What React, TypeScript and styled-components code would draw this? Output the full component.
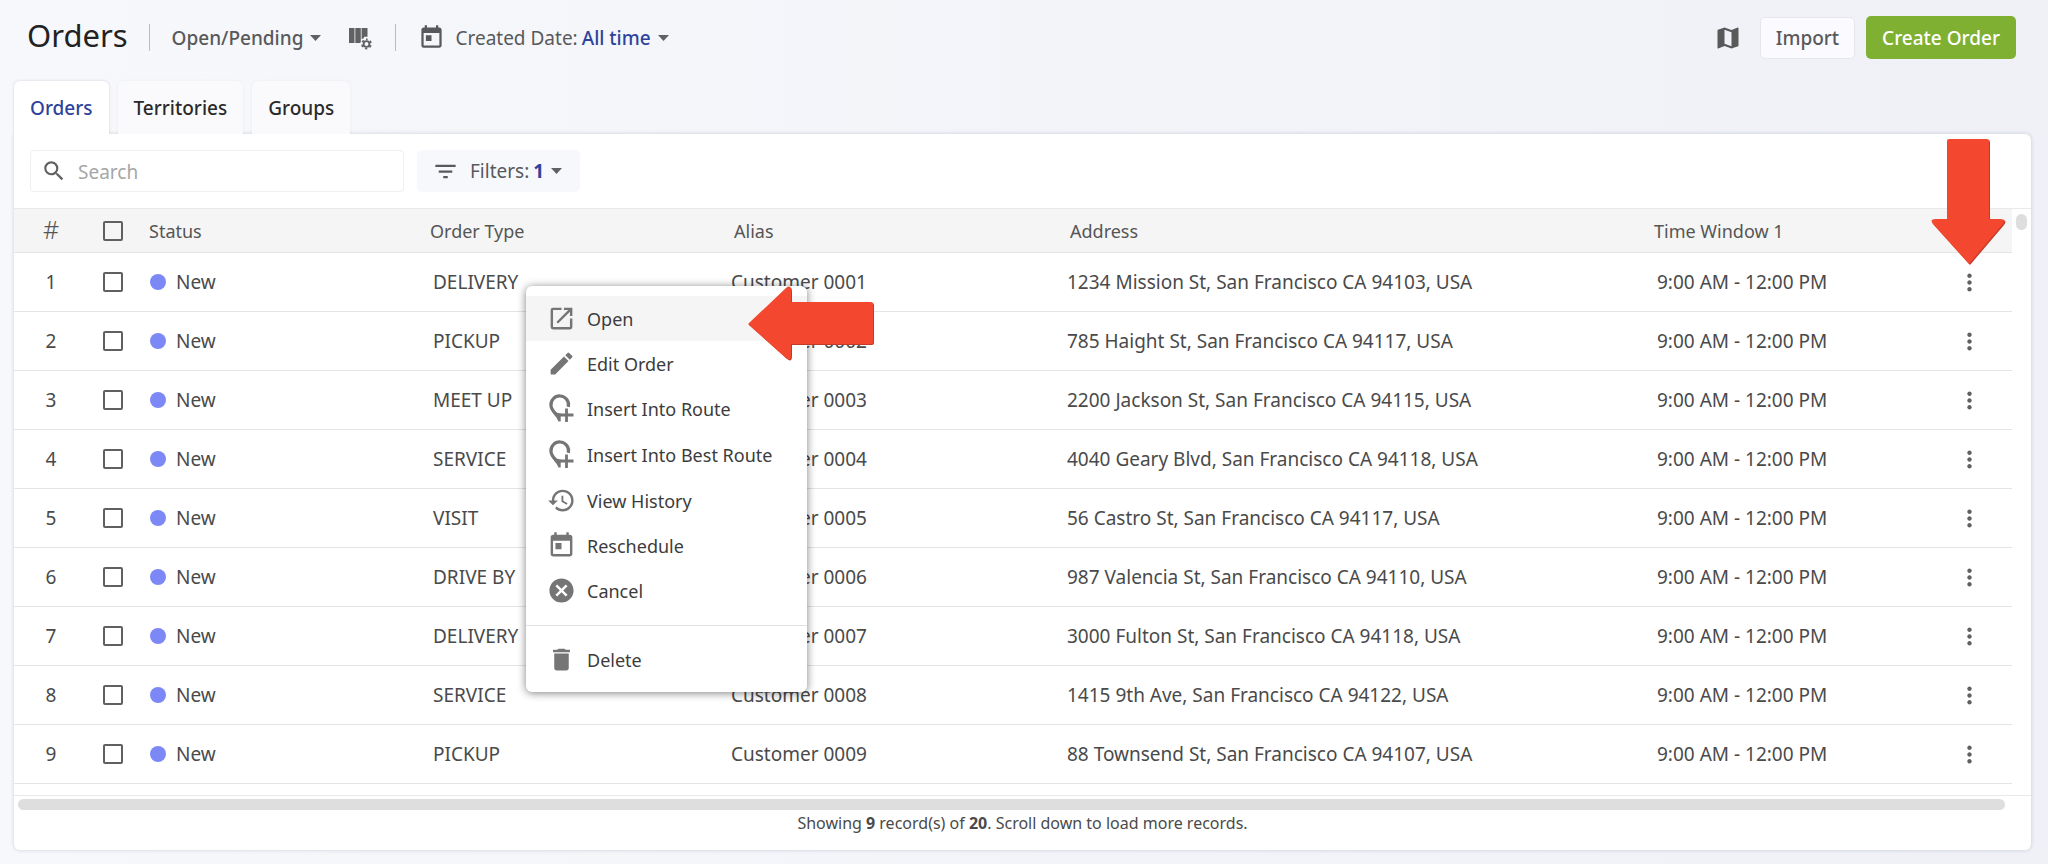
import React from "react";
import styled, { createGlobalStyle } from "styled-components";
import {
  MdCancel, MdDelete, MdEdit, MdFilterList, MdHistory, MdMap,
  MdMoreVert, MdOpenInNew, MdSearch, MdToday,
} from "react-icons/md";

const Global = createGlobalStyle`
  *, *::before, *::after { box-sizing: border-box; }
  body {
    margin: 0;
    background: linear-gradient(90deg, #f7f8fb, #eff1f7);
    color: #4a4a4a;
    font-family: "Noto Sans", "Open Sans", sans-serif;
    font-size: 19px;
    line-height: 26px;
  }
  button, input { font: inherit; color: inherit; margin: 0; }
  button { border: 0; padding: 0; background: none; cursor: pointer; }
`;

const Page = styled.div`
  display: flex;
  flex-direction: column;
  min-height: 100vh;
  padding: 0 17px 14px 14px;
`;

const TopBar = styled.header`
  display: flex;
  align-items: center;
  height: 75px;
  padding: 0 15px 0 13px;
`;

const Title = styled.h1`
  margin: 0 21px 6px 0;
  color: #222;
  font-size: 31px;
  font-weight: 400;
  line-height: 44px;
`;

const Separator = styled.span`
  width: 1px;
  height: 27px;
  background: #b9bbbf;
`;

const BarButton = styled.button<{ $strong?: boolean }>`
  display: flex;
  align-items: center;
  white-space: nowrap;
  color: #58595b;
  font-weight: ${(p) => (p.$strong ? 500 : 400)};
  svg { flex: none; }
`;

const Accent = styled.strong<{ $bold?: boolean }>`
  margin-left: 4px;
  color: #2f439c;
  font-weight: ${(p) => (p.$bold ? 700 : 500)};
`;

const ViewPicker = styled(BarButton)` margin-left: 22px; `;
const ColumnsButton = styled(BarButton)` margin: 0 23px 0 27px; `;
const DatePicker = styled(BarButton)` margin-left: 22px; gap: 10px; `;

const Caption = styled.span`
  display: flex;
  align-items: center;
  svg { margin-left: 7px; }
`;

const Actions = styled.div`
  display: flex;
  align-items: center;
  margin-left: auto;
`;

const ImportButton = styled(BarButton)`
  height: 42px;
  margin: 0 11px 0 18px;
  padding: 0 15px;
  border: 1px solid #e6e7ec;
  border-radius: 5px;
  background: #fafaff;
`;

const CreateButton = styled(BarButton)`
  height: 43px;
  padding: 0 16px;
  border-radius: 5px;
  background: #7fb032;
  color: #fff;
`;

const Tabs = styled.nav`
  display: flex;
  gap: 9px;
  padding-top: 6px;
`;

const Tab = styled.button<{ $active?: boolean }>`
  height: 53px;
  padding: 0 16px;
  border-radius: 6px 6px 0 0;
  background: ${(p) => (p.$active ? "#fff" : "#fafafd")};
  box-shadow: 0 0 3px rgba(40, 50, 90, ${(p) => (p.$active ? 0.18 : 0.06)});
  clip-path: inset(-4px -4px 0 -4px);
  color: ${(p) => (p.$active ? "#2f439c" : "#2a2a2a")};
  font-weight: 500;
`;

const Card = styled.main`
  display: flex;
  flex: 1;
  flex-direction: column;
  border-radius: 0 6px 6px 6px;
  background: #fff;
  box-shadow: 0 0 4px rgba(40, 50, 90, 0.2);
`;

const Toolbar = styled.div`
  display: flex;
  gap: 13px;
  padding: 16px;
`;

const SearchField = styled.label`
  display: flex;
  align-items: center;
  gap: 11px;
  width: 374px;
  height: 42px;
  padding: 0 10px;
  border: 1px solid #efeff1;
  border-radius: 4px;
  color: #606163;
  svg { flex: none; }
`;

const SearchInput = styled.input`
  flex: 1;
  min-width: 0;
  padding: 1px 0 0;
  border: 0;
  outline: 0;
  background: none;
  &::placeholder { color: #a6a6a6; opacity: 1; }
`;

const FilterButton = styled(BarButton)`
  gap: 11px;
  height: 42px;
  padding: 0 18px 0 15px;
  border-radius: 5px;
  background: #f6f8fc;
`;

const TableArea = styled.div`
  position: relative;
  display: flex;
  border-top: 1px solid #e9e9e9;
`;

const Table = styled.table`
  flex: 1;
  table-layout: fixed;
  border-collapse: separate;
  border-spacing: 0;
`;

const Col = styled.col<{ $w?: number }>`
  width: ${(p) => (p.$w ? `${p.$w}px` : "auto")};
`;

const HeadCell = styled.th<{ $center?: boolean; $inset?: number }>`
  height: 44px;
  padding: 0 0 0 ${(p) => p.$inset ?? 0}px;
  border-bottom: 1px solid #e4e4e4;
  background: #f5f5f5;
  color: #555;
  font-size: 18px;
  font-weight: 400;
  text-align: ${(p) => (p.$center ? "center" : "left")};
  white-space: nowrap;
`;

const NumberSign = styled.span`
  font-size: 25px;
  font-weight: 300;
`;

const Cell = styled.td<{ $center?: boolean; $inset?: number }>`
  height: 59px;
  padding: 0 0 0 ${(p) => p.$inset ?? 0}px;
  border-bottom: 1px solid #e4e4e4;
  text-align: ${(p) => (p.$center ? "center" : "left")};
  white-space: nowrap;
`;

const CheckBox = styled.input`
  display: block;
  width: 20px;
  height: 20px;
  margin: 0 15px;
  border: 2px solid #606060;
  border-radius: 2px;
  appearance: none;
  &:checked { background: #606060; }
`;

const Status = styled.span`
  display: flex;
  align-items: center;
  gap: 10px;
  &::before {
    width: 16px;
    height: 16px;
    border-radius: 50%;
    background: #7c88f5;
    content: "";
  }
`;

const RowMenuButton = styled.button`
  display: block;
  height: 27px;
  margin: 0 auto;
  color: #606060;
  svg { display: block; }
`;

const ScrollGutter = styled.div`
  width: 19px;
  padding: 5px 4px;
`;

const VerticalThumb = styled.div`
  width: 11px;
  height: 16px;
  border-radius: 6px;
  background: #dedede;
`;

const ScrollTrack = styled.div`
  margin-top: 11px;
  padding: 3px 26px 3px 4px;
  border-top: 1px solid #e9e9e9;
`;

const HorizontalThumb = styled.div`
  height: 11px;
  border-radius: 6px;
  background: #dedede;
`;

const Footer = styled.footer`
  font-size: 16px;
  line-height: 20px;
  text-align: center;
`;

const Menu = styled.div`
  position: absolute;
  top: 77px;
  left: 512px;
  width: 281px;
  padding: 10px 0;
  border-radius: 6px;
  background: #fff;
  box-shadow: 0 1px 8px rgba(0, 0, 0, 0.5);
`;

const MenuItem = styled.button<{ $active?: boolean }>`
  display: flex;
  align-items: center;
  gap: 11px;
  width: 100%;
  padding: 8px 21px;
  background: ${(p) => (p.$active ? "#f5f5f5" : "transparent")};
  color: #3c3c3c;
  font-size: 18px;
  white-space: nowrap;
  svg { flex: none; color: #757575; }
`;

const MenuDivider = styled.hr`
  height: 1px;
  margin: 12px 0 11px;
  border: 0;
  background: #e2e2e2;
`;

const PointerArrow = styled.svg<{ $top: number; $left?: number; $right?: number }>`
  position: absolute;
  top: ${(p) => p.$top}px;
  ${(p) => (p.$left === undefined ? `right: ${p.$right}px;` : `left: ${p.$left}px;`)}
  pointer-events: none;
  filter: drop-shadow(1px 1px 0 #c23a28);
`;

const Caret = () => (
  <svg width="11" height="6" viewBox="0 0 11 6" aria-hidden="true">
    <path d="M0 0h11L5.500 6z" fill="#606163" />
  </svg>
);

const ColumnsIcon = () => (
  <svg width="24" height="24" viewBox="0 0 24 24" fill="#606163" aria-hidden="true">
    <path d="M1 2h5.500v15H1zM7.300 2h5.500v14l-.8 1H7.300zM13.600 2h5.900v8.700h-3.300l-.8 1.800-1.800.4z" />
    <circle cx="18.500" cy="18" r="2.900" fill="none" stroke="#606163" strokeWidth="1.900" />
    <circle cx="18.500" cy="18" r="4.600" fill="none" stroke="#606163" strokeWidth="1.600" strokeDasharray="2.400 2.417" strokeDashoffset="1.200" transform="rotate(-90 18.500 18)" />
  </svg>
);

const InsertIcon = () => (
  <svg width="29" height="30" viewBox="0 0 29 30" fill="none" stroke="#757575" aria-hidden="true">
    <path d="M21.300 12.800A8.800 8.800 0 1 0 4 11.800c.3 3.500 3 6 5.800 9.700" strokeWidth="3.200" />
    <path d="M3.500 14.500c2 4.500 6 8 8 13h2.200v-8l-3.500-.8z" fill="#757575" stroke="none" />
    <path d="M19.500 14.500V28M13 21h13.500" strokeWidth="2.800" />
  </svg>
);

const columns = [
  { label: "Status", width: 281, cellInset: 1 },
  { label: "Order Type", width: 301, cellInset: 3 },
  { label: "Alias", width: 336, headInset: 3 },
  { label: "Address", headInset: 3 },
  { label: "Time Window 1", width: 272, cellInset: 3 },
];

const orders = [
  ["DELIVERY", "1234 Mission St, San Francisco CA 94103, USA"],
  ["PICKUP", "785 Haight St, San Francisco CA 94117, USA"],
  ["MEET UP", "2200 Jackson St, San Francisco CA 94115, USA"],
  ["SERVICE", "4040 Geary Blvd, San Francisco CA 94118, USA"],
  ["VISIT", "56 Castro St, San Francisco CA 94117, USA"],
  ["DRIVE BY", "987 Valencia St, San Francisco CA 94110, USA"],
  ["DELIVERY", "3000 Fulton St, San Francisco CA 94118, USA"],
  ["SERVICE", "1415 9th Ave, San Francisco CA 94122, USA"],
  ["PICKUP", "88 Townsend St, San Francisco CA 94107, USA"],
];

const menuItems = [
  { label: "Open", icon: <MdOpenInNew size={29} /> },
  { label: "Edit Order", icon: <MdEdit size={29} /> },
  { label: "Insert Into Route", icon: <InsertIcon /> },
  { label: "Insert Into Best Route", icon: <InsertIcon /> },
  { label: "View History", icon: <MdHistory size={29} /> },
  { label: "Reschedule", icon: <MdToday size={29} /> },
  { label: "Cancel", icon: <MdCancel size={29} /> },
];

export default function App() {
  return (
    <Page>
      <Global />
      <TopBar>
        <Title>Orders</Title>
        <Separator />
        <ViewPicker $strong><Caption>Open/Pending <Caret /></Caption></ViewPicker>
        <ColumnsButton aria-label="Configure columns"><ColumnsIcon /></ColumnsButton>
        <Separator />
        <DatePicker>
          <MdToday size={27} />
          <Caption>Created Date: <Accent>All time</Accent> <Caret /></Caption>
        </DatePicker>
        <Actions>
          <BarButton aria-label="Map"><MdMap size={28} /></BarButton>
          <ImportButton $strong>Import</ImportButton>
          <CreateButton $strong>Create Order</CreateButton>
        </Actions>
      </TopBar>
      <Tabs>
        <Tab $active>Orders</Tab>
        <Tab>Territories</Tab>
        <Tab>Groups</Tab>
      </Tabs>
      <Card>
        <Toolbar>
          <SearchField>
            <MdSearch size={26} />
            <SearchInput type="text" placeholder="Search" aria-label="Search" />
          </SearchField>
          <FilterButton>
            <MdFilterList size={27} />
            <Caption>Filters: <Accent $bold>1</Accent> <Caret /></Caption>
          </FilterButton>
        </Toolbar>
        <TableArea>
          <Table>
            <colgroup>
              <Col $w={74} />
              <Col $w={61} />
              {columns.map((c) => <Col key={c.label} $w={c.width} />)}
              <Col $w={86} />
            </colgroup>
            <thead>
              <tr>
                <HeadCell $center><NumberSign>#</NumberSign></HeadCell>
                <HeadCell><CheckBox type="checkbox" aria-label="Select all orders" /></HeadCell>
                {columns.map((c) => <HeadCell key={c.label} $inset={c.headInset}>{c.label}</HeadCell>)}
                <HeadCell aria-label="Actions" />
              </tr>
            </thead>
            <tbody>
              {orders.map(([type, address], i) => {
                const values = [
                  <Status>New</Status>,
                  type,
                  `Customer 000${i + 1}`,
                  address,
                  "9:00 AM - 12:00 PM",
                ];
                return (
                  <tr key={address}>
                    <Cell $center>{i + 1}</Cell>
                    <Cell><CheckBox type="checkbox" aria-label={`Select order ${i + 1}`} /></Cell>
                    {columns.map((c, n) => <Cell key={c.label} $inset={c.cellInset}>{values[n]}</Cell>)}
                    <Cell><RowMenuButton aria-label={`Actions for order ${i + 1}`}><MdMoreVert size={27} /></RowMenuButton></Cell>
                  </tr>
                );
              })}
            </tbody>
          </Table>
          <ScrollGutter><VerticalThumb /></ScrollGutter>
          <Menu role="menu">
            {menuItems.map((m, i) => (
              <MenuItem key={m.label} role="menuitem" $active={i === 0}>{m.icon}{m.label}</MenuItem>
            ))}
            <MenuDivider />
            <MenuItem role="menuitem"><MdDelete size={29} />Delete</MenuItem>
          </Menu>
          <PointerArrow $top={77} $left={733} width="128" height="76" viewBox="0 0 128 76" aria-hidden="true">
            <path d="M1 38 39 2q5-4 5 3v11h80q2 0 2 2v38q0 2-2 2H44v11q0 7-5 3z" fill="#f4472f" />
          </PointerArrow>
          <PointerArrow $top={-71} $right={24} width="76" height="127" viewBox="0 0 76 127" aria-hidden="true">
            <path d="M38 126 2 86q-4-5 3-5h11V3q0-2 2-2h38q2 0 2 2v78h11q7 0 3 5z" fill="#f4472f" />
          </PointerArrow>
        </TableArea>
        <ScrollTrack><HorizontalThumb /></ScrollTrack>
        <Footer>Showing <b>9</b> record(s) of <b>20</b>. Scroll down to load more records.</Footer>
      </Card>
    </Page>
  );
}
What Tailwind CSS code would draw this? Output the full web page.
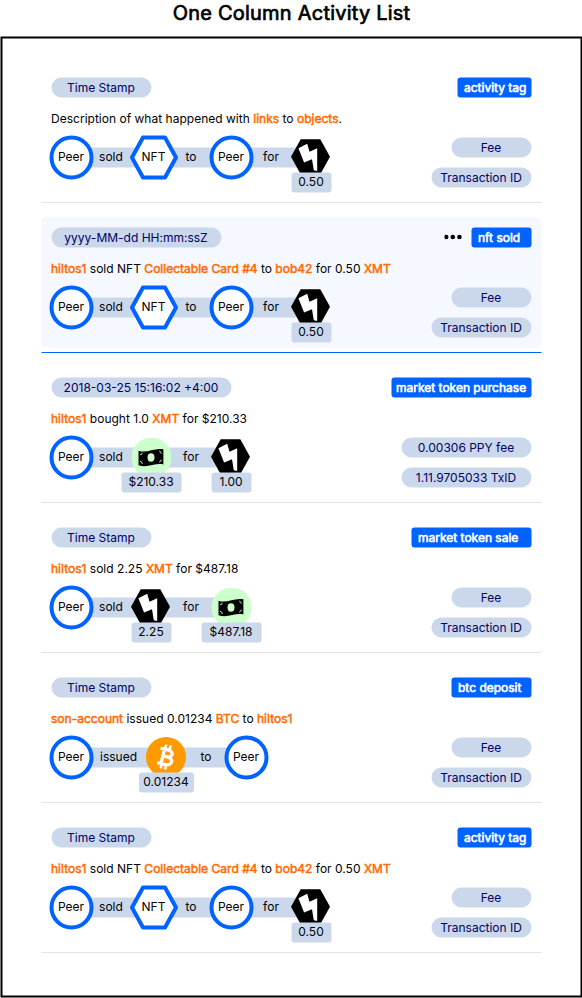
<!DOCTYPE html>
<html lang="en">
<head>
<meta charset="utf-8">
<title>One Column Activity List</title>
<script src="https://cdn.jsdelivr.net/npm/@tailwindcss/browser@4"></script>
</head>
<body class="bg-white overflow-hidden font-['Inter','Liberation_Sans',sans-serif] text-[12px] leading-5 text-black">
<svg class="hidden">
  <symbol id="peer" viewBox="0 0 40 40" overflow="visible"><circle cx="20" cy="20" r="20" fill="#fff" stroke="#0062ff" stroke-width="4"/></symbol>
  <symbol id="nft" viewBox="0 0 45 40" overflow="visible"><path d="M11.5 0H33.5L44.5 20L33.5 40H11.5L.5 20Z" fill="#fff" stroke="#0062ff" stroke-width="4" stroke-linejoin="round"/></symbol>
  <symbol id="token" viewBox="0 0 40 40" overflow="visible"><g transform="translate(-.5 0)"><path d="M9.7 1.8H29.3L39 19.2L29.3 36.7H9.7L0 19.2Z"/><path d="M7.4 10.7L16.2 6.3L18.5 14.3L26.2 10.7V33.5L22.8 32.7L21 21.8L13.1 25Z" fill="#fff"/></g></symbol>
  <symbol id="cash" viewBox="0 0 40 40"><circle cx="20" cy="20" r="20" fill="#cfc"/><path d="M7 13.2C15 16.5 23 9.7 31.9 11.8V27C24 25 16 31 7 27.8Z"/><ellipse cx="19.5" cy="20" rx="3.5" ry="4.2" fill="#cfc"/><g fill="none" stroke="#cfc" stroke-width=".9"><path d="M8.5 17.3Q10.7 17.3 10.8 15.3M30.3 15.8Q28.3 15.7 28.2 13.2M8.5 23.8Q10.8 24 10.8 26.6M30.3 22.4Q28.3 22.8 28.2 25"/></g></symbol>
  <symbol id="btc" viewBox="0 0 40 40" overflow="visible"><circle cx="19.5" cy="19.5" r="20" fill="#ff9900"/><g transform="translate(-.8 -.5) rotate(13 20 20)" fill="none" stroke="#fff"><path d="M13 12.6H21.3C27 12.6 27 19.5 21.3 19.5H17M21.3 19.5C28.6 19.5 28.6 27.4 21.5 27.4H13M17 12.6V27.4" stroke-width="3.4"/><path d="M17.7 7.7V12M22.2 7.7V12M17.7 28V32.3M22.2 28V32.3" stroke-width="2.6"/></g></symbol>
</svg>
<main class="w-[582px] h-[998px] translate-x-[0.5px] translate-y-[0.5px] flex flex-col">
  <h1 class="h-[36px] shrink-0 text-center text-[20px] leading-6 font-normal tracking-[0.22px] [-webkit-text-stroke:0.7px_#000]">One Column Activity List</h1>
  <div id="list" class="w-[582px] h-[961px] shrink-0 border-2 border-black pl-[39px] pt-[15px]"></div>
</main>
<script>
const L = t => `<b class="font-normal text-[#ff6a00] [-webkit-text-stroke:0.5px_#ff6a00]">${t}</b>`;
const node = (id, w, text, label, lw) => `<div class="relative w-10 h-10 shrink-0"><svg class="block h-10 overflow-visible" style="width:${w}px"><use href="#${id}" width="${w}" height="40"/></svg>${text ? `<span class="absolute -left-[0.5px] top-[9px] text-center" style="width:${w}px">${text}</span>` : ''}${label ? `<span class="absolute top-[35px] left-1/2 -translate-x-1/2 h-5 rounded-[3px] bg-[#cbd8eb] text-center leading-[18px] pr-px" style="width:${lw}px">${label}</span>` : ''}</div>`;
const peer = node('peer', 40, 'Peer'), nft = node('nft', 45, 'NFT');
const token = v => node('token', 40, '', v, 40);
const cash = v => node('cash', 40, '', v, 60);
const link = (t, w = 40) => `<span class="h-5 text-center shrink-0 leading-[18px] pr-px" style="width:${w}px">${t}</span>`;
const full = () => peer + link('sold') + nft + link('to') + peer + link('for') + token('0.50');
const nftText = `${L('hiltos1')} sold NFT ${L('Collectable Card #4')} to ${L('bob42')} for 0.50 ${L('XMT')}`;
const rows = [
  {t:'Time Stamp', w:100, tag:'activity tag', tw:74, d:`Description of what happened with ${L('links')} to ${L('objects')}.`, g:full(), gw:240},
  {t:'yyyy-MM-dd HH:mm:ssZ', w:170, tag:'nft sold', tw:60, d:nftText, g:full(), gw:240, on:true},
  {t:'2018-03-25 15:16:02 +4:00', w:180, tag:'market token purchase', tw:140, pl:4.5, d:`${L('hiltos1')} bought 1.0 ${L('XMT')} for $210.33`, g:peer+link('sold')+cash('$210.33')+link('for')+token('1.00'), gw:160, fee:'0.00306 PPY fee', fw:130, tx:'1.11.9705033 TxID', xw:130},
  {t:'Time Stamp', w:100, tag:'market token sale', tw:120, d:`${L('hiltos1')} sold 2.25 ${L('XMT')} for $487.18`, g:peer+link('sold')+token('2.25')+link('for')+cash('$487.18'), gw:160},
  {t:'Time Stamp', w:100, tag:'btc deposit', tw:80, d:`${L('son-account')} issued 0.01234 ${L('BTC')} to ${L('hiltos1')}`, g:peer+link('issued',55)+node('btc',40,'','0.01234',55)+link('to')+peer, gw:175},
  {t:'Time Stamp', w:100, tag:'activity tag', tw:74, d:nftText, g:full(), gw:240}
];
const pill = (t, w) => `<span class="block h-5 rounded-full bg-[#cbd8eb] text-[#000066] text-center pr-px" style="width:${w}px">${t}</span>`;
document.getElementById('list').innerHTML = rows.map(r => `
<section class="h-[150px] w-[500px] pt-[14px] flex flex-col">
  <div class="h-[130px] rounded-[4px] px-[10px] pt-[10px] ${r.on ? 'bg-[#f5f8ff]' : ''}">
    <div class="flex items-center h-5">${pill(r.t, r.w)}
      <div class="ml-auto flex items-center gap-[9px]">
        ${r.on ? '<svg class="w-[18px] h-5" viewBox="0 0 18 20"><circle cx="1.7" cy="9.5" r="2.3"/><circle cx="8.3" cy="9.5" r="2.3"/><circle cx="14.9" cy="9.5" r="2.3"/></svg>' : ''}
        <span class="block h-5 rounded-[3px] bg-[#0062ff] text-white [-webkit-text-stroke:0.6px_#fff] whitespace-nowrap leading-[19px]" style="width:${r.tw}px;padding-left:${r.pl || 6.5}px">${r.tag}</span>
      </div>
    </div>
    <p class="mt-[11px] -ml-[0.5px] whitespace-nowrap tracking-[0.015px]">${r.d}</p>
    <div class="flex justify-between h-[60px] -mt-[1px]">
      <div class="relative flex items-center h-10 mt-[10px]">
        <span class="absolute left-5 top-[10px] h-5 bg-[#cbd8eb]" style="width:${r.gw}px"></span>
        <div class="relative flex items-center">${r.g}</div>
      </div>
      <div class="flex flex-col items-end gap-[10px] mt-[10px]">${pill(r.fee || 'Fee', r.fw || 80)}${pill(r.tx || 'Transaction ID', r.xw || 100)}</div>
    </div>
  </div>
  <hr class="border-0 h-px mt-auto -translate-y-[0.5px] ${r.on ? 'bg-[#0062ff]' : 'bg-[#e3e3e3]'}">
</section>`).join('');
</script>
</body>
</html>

■ ■ ■ ■

> [Goal of the exercise]: Return every line of the preceding records in which the word "this" appears.

> [Response below]:
What React, TypeScript and styled-components code would draw this? Output the full component.
What Tailwind CSS code would draw this? Output the full web page.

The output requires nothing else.